Scandal Sheet (1952) is another newspaper-set drama that features Broderick Crawford as an editor who will do anything in order to get his headlines to connect with readers. But this desire to risk it all for prestige and readership is thwarted when reporter John Derek decides to take on a story about a bizarre 'singles club' - it turns out that if Derek investigates the story too far, he'll uncover some of his editor's more seedy editing 'techniques'. This is the least appropriate title on this set - even though the film moves along appropriately and houses a standout supporting performance from Donna Reed (a fellow writer at the paper), the film was based on Fuller's novel The Dark Page, and Fuller had no cinematic contribution to the film at all, aside from writing the source material. The relative disappointment of this is washed away, however, with The Crimson Kimono (1959), a racially-charged drama written and directed by Fuller that is as bombastic as it is intimate.
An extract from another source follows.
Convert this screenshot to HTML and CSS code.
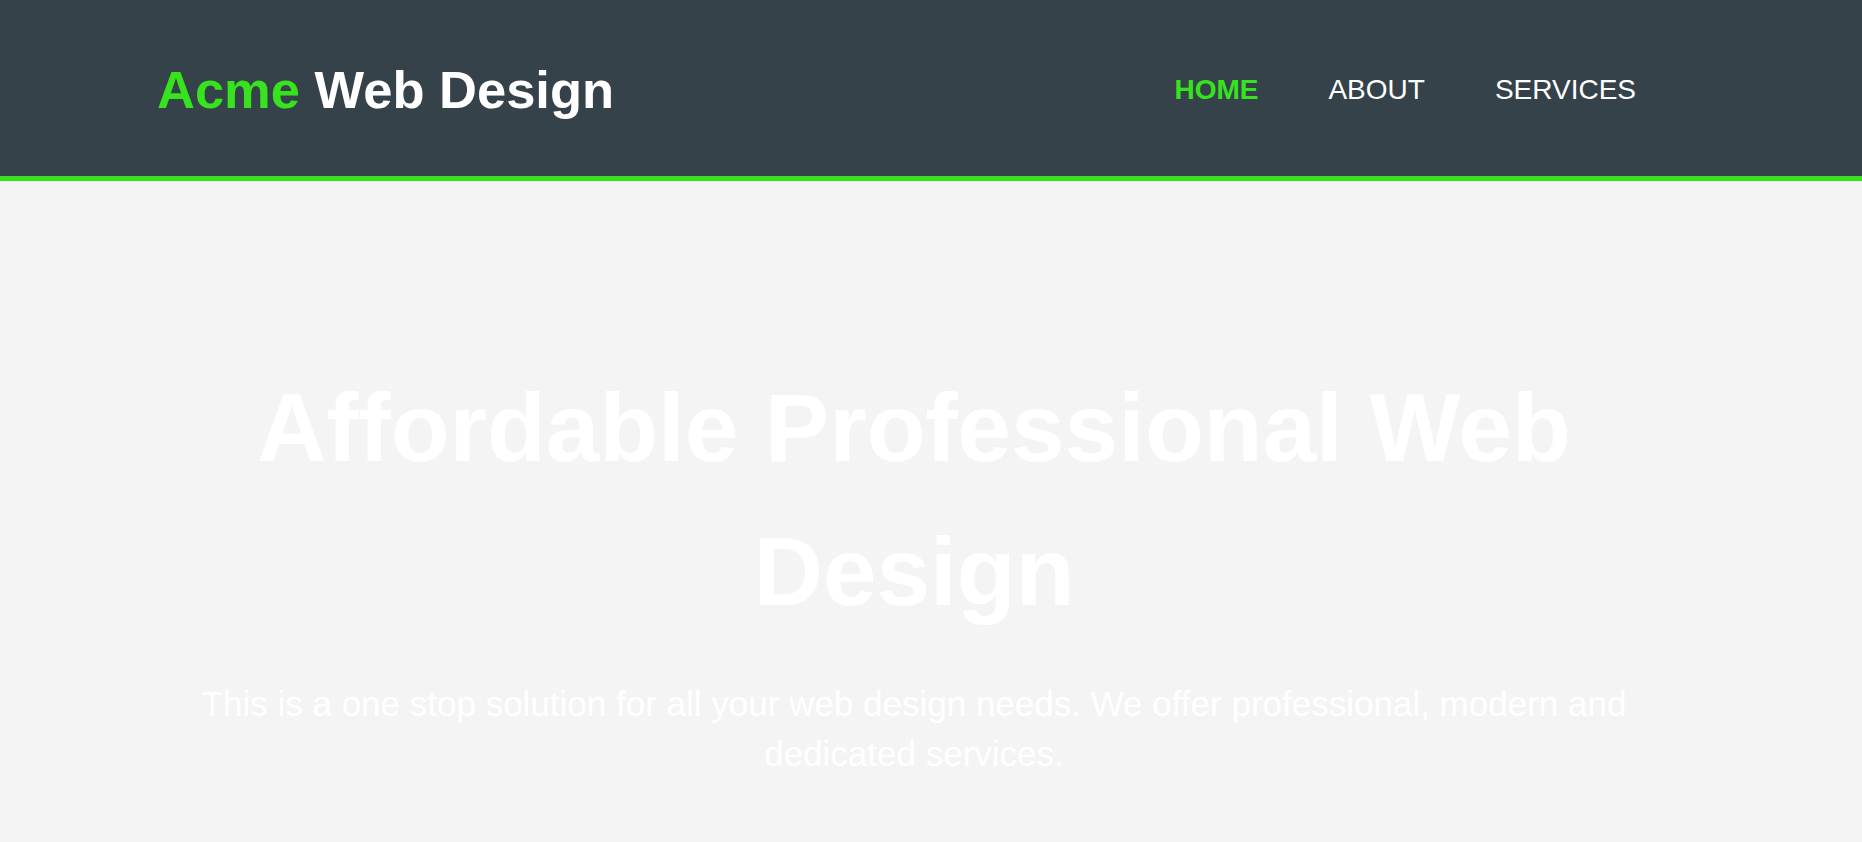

This story of an interracial couple - a Japanese man (James Shigeta) and a white woman (Victoria Shaw) - has elements of excellent love-triangle drama (turns out Shigeta's colleague from the police force, Glenn Corbett, also has eyes for Shaw), yet is beguiling in addition to this. Fuller was a master of taking a hot-button issue and nearly subverting it, making it totally noticeable, to be sure, but far more part of the narrative than a tabloid-y stab at cultural notoriety.

Finally, we have Underworld, USA (1961), the highlight of The Samuel Fuller Collection. In this film, a kid witnesses the murder of his father at the hands of a nasty gangster mob, and the roots of revenge are planted immediately. The kid grows up (and is eventually played by Cliff Robertson), and makes it his life's goal to be granted entrance into said mob in order to avenge the murder of his beloved father. Fuller's treatment of obsession in his films is irresistible across the board, and his presentation of it here is completely engrossing. We as an audience want the poor guy to rise above his teeming anger and enjoy his life, but on the other hand, we completely understand his bloodlust. It's this push/pull that Fuller is famous for, and Underworld, USA has it in spades.